● WHAT YOU ARE ASKED TO DO: In the lines below, output everything from the first line through the line containing "const rx = (n: number) => O + n * U" exactly as it is. Pictures are not part of the output.

── SUPPLIED MATERIAL

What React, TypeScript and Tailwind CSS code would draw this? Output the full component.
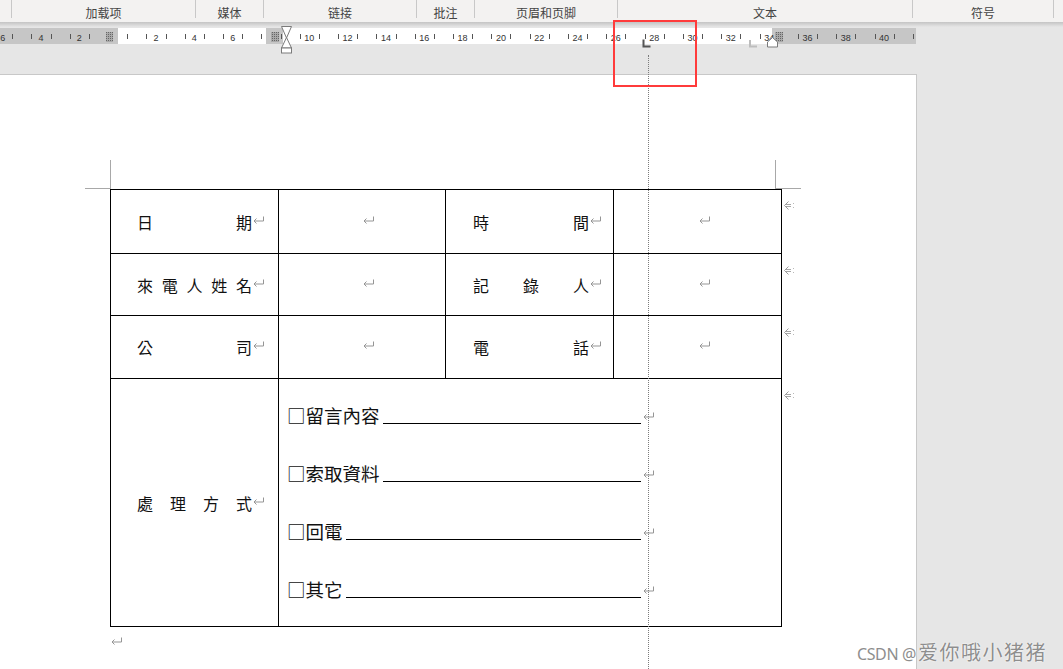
import React from 'react'

const tabs = [
  { label: '', w: 'w-[11px]' },
  { label: '加载项', w: 'w-[183px]' },
  { label: '媒体', w: 'w-[67px]' },
  { label: '链接', w: 'w-[152px]' },
  { label: '批注', w: 'w-[57px]' },
  { label: '页眉和页脚', w: 'w-[142px]' },
  { label: '文本', w: 'w-[294px]' },
  { label: '符号', w: 'w-[140px]' },
]

// ruler scale: 0 at x=117.7, one unit = 19.16px
const O = 117.7
const U = 19.16
const rx = (n: number) => O + n * U

function Ruler() {
  const ticks: number[] = []
  for (let n = -6; n <= 42; n += 2) {
    ticks.push(Math.round(rx(n) - 9.58), Math.round(rx(n) + 9.58))
  }
  const nums: number[] = []
  for (let n = -6; n <= 40; n += 2) if (n !== 0 && n !== 8) nums.push(n)

  return (
    <svg width={1063} height={52} className="block shrink-0">
      <defs>
        <linearGradient id="sh" x1="0" y1="0" x2="0" y2="1">
          <stop offset="0" stopColor="#c4c4c4" />
          <stop offset="1" stopColor="#e6e6e6" />
        </linearGradient>
        <pattern id="hatch" width="2" height="2" patternUnits="userSpaceOnUse">
          <rect width="2" height="2" fill="#a9a9a9" />
          <rect width="1" height="1" fill="#666" />
        </pattern>
      </defs>
      <rect x={0} y={0} width={1063} height={5} fill="url(#sh)" />

      {/* ruler band */}
      <rect x={0} y={6} width={118} height={16} fill="#c6c6c6" />
      <rect x={118} y={6} width={148} height={16} fill="#fff" />
      <rect x={266} y={6} width={17} height={16} fill="#c6c6c6" />
      <rect x={283} y={6} width={489} height={16} fill="#fff" />
      <rect x={772} y={6} width={144} height={16} fill="#c6c6c6" />

      {ticks
        .filter((t) => t >= 0 && t < 915)
        .map((t) => (
          <line key={t} x1={t + 0.5} x2={t + 0.5} y1={12} y2={17} stroke="#555" strokeWidth={1} />
        ))}
      {nums.map((n) => (
        <text
          key={n}
          x={rx(n)}
          y={18.5}
          textAnchor="middle"
          fontSize={9}
          fontFamily="'Liberation Sans', Arial, sans-serif"
          fill="#333"
        >
          {Math.abs(n)}
        </text>
      ))}

      {/* column markers */}
      <rect x={106} y={10} width={7} height={10} fill="url(#hatch)" />
      <rect x={271} y={10} width={8} height={10} fill="url(#hatch)" />
      <rect x={775} y={10} width={8} height={10} fill="url(#hatch)" />

      {/* left indent hourglass */}
      <g fill="#fff" stroke="#7a7a7a" strokeWidth={1}>
        <path d="M281.5 4.5h10l-5 11.5z" />
        <path d="M286.5 15.5l5 10.5h-10z" />
        <rect x={281.5} y={26} width={10} height={5} />
      </g>

      {/* right indent */}
      <path d="M772.5 15.5l5 4.5v5h-10v-5z" fill="#fff" stroke="#7a7a7a" />

      {/* tab stops */}
      <path d="M750 18v6.5h7" fill="none" stroke="#bdbdbd" strokeWidth={2} />
      <path d="M643.5 17.5v7h7" fill="none" stroke="#555" strokeWidth={2} />
    </svg>
  )
}

function Para({ className = '' }: { className?: string }) {
  return (
    <svg width="13" height="10" viewBox="0 0 13 10" className={'shrink-0 ' + className}>
      <path d="M11.5 1.5v4.5H2" fill="none" stroke="#959595" />
      <path d="M4.5 3.5 2 6l2.5 2.5" fill="none" stroke="#959595" />
    </svg>
  )
}

function RowEnd() {
  return (
    <svg width="13" height="11" viewBox="0 0 13 11" className="shrink-0 ml-[1px] mt-[11px]">
      <path d="M5.5 1.5 1.5 5.5l4 4" fill="none" stroke="#9a9a9a" />
      <path d="M3 4.5h5M3 6.5h5" fill="none" stroke="#a8a8a8" />
      <path d="M10 3.5h1M10 7.5h1" fill="none" stroke="#b8b8b8" />
    </svg>
  )
}

function Label({ chars, w }: { chars: string[]; w: string }) {
  return (
    <>
      <div className={'flex justify-between ' + w}>
        {chars.map((c, i) => (
          <span key={i}>{c}</span>
        ))}
      </div>
      <Para className="mb-[4px]" />
    </>
  )
}

const rows = [
  { a: ['日', '期'], b: ['時', '間'], h: 'h-[65px] border-t' },
  { a: ['來', '電', '人', '姓', '名'], b: ['記', '錄', '人'], h: 'h-[62px]' },
  { a: ['公', '司'], b: ['電', '話'], h: 'h-[63px]' },
]

const lines = ['□留言內容', '□索取資料', '□回電', '□其它']

export default function App() {
  return (
    <div className="relative w-[1063px] h-[669px] overflow-hidden bg-[#e6e6e6] flex flex-col font-['Noto_Sans_CJK_SC',sans-serif]">
      {/* ribbon group labels */}
      <div className="h-[22px] shrink-0 bg-[#f3f2f1] flex text-[12px] text-[#444]">
        {tabs.map((t, i) => (
          <React.Fragment key={i}>
            <div className={'h-full flex items-center justify-center pt-[3px] ' + t.w}>{t.label}</div>
            <div className="w-px h-[18px] bg-[#c8c8c8]" />
          </React.Fragment>
        ))}
      </div>

      <Ruler />

      <div className="flex flex-1 min-h-0">
        <div className="w-[917px] shrink-0 bg-white border-t border-r border-[#c8c8c8] pt-[85px] font-['Noto_Sans_CJK_TC',sans-serif] text-[16px] text-[#111]">
          {/* crop marks */}
          <div className="flex h-[29px]">
            <div className="ml-[85px] w-[26px] h-full border-r border-b border-[#a8a8a8]" />
            <div className="w-[664px]" />
            <div className="w-[26px] h-full border-l border-b border-[#a8a8a8]" />
          </div>

          {/* table */}
          <div className="ml-[110px]">
            {rows.map((r, i) => (
              <div key={i} className="flex">
                <div className={'w-[169px] border-l border-r border-b border-black flex items-center pl-[26px] ' + r.h}>
                  <Label chars={r.a} w="w-[115px]" />
                </div>
                <div className={'w-[167px] border-r border-b border-black flex items-center justify-center pl-[13px] ' + r.h}>
                  <Para className="mb-[4px]" />
                </div>
                <div className={'w-[168px] border-r border-b border-black flex items-center pl-[27px] ' + r.h}>
                  <Label chars={r.b} w="w-[116px]" />
                </div>
                <div className={'w-[168px] border-r border-b border-black flex items-center justify-center pl-[13px] ' + r.h}>
                  <Para className="mb-[4px]" />
                </div>
                <RowEnd />
              </div>
            ))}
            <div className="flex">
              <div className="w-[169px] h-[248px] border-l border-r border-b border-black flex items-center pl-[26px]">
                <Label chars={['處', '理', '方', '式']} w="w-[115px]" />
              </div>
              <div className="w-[503px] h-[248px] border-r border-b border-black flex flex-col pt-[26px] gap-[38px] pl-[8px]">
                {lines.map((l) => (
                  <div key={l} className="flex h-[20px] items-start">
                    <div className="flex w-[354px] h-full">
                      <span className="text-[18.5px] leading-[20px] whitespace-nowrap">{l}</span>
                      <span className="flex-1 ml-[3px] h-[19px] border-b border-black" />
                    </div>
                    <Para className="mt-[6px] ml-[1px]" />
                  </div>
                ))}
              </div>
              <RowEnd />
            </div>
          </div>

          <Para className="ml-[110px] mt-[9px]" />
        </div>
        <div className="flex-1" />
      </div>

      {/* annotation overlays */}
      <div className="absolute left-[648px] top-[55px] bottom-0 border-l border-dotted border-[#7c7c7c]" />
      <div className="absolute left-[613px] top-[20px] w-[84px] h-[67px] border-2 border-[#ff3b3b]" />

      {/* watermark */}
      <div className="absolute left-[857px] top-[637px] flex items-baseline text-[#8e8e8e] [text-shadow:0_0_2px_#fff,0_0_1px_#fff]">
        <span className="font-['Noto_Sans',sans-serif] text-[16px] tracking-[-0.4px]">CSDN @</span>
        <span className="text-[20px] tracking-[1.5px] ml-[2px]">爱你哦小猪猪</span>
      </div>
    </div>
  )
}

────

● TASK RESPONSE:
What React, TypeScript and Tailwind CSS code would draw this? Output the full component.
import React from 'react'

const tabs = [
  { label: '', w: 'w-[11px]' },
  { label: '加载项', w: 'w-[183px]' },
  { label: '媒体', w: 'w-[67px]' },
  { label: '链接', w: 'w-[152px]' },
  { label: '批注', w: 'w-[57px]' },
  { label: '页眉和页脚', w: 'w-[142px]' },
  { label: '文本', w: 'w-[294px]' },
  { label: '符号', w: 'w-[140px]' },
]

// ruler scale: 0 at x=117.7, one unit = 19.16px
const O = 117.7
const U = 19.16
const rx = (n: number) => O + n * U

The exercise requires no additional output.